▸ GIVEN MATERIAL:
((

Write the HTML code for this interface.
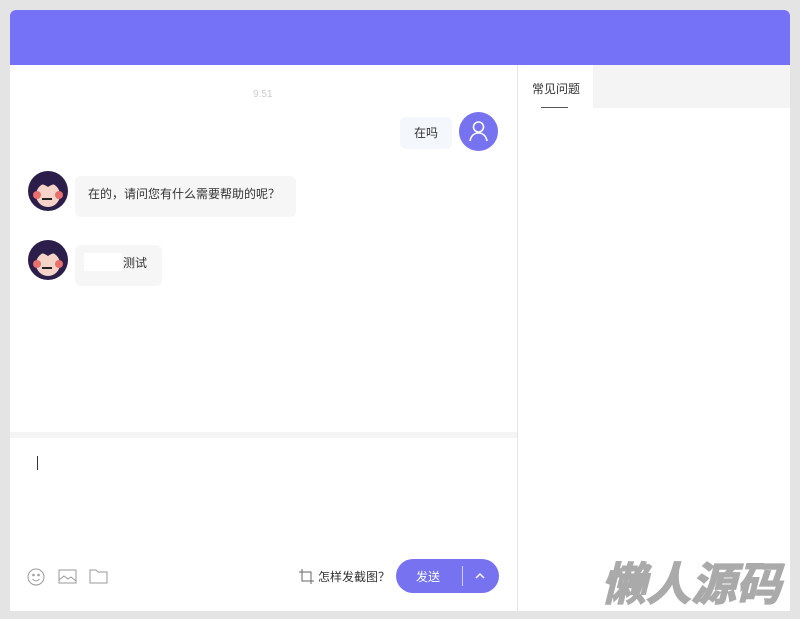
<!DOCTYPE html>
<html><head><meta charset="utf-8"><style>
body{margin:0;width:800px;height:619px;background:#e4e4e4;font-family:"Liberation Sans","Noto Sans CJK SC",sans-serif;position:relative;overflow:hidden}
.abs{position:absolute}
.hdr{left:10px;top:10px;width:780px;height:55px;background:#7672f7;border-radius:6px 6px 0 0}
.left{left:10px;top:65px;width:507px;height:546px;background:#fff}
.right{left:518px;top:65px;width:272px;height:546px;background:#fff}
.bub{background:#f6f6f6;border-radius:6px;font-size:12px;color:#333}
.av{width:40px;height:40px;border-radius:50%;overflow:hidden}
</style></head><body>
<div class="abs hdr"></div>
<div class="abs left"></div>
<div class="abs right"></div>
<div class="abs" style="left:593px;top:65px;width:197px;height:43px;background:#f4f4f4"></div>
<div class="abs" style="left:532px;top:80px;font-size:12px;color:#333">常见问题</div>
<div class="abs" style="left:541px;top:107px;width:27px;height:1px;background:#555"></div>
<div class="abs" style="left:253px;top:89px;font-size:10px;color:#ccc">9:51</div>
<div class="abs bub" style="left:400px;top:117px;width:52px;height:32px;line-height:32px;text-align:center;background:#f4f7fb">在吗</div>
<div class="abs av" style="left:459px;top:112px;width:39px;height:39px;background:#7672f0">
<svg width="39" height="39" viewBox="0 0 39 39"><circle cx="19.5" cy="15" r="5" fill="none" stroke="#fff" stroke-width="1.6"/><path d="M11 29c1-5 4-8 8.5-8S27 24 28 29" fill="none" stroke="#fff" stroke-width="1.6"/></svg></div>
<svg class="abs" style="left:28px;top:171px" width="40" height="40" viewBox="0 0 40 40"><circle cx="20" cy="20" r="20" fill="#2c1e4a"/><circle cx="20" cy="24" r="12" fill="#f6d3c8"/><path d="M6 16c3-9 25-9 28 0c-6-4-10-3-14 0c-4-3-8-4-14 0z" fill="#2c1e4a"/><circle cx="9" cy="24" r="4" fill="#e8706d"/><circle cx="31" cy="24" r="4" fill="#e8706d"/><rect x="14" y="27" width="10" height="2" fill="#222"/></svg>
<div class="abs bub" style="left:75px;top:176px;width:221px;height:41px;line-height:36px;padding-left:13px;box-sizing:border-box">在的，请问您有什么需要帮助的呢？</div>
<svg class="abs" style="left:28px;top:240px" width="40" height="40" viewBox="0 0 40 40"><circle cx="20" cy="20" r="20" fill="#2c1e4a"/><circle cx="20" cy="24" r="12" fill="#f6d3c8"/><path d="M6 16c3-9 25-9 28 0c-6-4-10-3-14 0c-4-3-8-4-14 0z" fill="#2c1e4a"/><circle cx="9" cy="24" r="4" fill="#e8706d"/><circle cx="31" cy="24" r="4" fill="#e8706d"/><rect x="14" y="27" width="10" height="2" fill="#222"/></svg>
<div class="abs bub" style="left:75px;top:245px;width:87px;height:41px;line-height:36px;padding-left:48px;box-sizing:border-box">测试</div>
<div class="abs" style="left:84px;top:253px;width:38px;height:18px;background:#fff"></div>
<div class="abs" style="left:10px;top:432px;width:507px;height:6px;background:#f4f4f4"></div>
<div class="abs" style="left:37px;top:456px;width:1px;height:14px;background:#333"></div>
<svg class="abs" style="left:27px;top:567px" width="85" height="20" viewBox="0 0 85 20" fill="none" stroke="#999" stroke-width="1"><circle cx="9" cy="10" r="8"/><circle cx="6.5" cy="8" r=".8"/><circle cx="11.5" cy="8" r=".8"/><path d="M5.5 12c2 2.5 5 2.5 7 0"/><rect x="32" y="3" width="17" height="13"/><path d="M32 13l5-4 4 3 3-2 5 4"/><path d="M63 3h6l2 2h9v11H63z"/></svg>
<svg class="abs" style="left:298px;top:568px" width="18" height="18" viewBox="0 0 18 18" fill="none" stroke="#666" stroke-width="1"><path d="M4 1v12h12M1 4h12v12"/></svg>
<div class="abs" style="left:318px;top:568px;font-size:12px;color:#333">怎样发截图？</div>
<div class="abs" style="left:396px;top:559px;width:103px;height:34px;border-radius:17px;background:#7672f0"></div>
<div class="abs" style="left:416px;top:568px;font-size:12px;color:#fff">发送</div>
<div class="abs" style="left:462px;top:566px;width:1px;height:20px;background:#cfcdfb"></div>
<svg class="abs" style="left:474px;top:571px" width="12" height="10" viewBox="0 0 12 10"><path d="M2 7l4-4 4 4" fill="none" stroke="#fff" stroke-width="1.5"/></svg>
<div class="abs" style="left:601px;top:557px;font-size:45px;font-weight:bold;font-style:italic;color:#aaa;line-height:56px;-webkit-text-stroke:1.5px #aaa">懒人源码</div>
</body></html>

))

▸ TASK DETAILS: Please write out all of the material above without changing a word, and omit any pictures.

▸ FINAL RESULT:
Write the HTML code for this interface.
<!DOCTYPE html>
<html><head><meta charset="utf-8"><style>
body{margin:0;width:800px;height:619px;background:#e4e4e4;font-family:"Liberation Sans","Noto Sans CJK SC",sans-serif;position:relative;overflow:hidden}
.abs{position:absolute}
.hdr{left:10px;top:10px;width:780px;height:55px;background:#7672f7;border-radius:6px 6px 0 0}
.left{left:10px;top:65px;width:507px;height:546px;background:#fff}
.right{left:518px;top:65px;width:272px;height:546px;background:#fff}
.bub{background:#f6f6f6;border-radius:6px;font-size:12px;color:#333}
.av{width:40px;height:40px;border-radius:50%;overflow:hidden}
</style></head><body>
<div class="abs hdr"></div>
<div class="abs left"></div>
<div class="abs right"></div>
<div class="abs" style="left:593px;top:65px;width:197px;height:43px;background:#f4f4f4"></div>
<div class="abs" style="left:532px;top:80px;font-size:12px;color:#333">常见问题</div>
<div class="abs" style="left:541px;top:107px;width:27px;height:1px;background:#555"></div>
<div class="abs" style="left:253px;top:89px;font-size:10px;color:#ccc">9:51</div>
<div class="abs bub" style="left:400px;top:117px;width:52px;height:32px;line-height:32px;text-align:center;background:#f4f7fb">在吗</div>
<div class="abs av" style="left:459px;top:112px;width:39px;height:39px;background:#7672f0">
<svg width="39" height="39" viewBox="0 0 39 39"><circle cx="19.5" cy="15" r="5" fill="none" stroke="#fff" stroke-width="1.6"/><path d="M11 29c1-5 4-8 8.5-8S27 24 28 29" fill="none" stroke="#fff" stroke-width="1.6"/></svg></div>
<svg class="abs" style="left:28px;top:171px" width="40" height="40" viewBox="0 0 40 40"><circle cx="20" cy="20" r="20" fill="#2c1e4a"/><circle cx="20" cy="24" r="12" fill="#f6d3c8"/><path d="M6 16c3-9 25-9 28 0c-6-4-10-3-14 0c-4-3-8-4-14 0z" fill="#2c1e4a"/><circle cx="9" cy="24" r="4" fill="#e8706d"/><circle cx="31" cy="24" r="4" fill="#e8706d"/><rect x="14" y="27" width="10" height="2" fill="#222"/></svg>
<div class="abs bub" style="left:75px;top:176px;width:221px;height:41px;line-height:36px;padding-left:13px;box-sizing:border-box">在的，请问您有什么需要帮助的呢？</div>
<svg class="abs" style="left:28px;top:240px" width="40" height="40" viewBox="0 0 40 40"><circle cx="20" cy="20" r="20" fill="#2c1e4a"/><circle cx="20" cy="24" r="12" fill="#f6d3c8"/><path d="M6 16c3-9 25-9 28 0c-6-4-10-3-14 0c-4-3-8-4-14 0z" fill="#2c1e4a"/><circle cx="9" cy="24" r="4" fill="#e8706d"/><circle cx="31" cy="24" r="4" fill="#e8706d"/><rect x="14" y="27" width="10" height="2" fill="#222"/></svg>
<div class="abs bub" style="left:75px;top:245px;width:87px;height:41px;line-height:36px;padding-left:48px;box-sizing:border-box">测试</div>
<div class="abs" style="left:84px;top:253px;width:38px;height:18px;background:#fff"></div>
<div class="abs" style="left:10px;top:432px;width:507px;height:6px;background:#f4f4f4"></div>
<div class="abs" style="left:37px;top:456px;width:1px;height:14px;background:#333"></div>
<svg class="abs" style="left:27px;top:567px" width="85" height="20" viewBox="0 0 85 20" fill="none" stroke="#999" stroke-width="1"><circle cx="9" cy="10" r="8"/><circle cx="6.5" cy="8" r=".8"/><circle cx="11.5" cy="8" r=".8"/><path d="M5.5 12c2 2.5 5 2.5 7 0"/><rect x="32" y="3" width="17" height="13"/><path d="M32 13l5-4 4 3 3-2 5 4"/><path d="M63 3h6l2 2h9v11H63z"/></svg>
<svg class="abs" style="left:298px;top:568px" width="18" height="18" viewBox="0 0 18 18" fill="none" stroke="#666" stroke-width="1"><path d="M4 1v12h12M1 4h12v12"/></svg>
<div class="abs" style="left:318px;top:568px;font-size:12px;color:#333">怎样发截图？</div>
<div class="abs" style="left:396px;top:559px;width:103px;height:34px;border-radius:17px;background:#7672f0"></div>
<div class="abs" style="left:416px;top:568px;font-size:12px;color:#fff">发送</div>
<div class="abs" style="left:462px;top:566px;width:1px;height:20px;background:#cfcdfb"></div>
<svg class="abs" style="left:474px;top:571px" width="12" height="10" viewBox="0 0 12 10"><path d="M2 7l4-4 4 4" fill="none" stroke="#fff" stroke-width="1.5"/></svg>
<div class="abs" style="left:601px;top:557px;font-size:45px;font-weight:bold;font-style:italic;color:#aaa;line-height:56px;-webkit-text-stroke:1.5px #aaa">懒人源码</div>
</body></html>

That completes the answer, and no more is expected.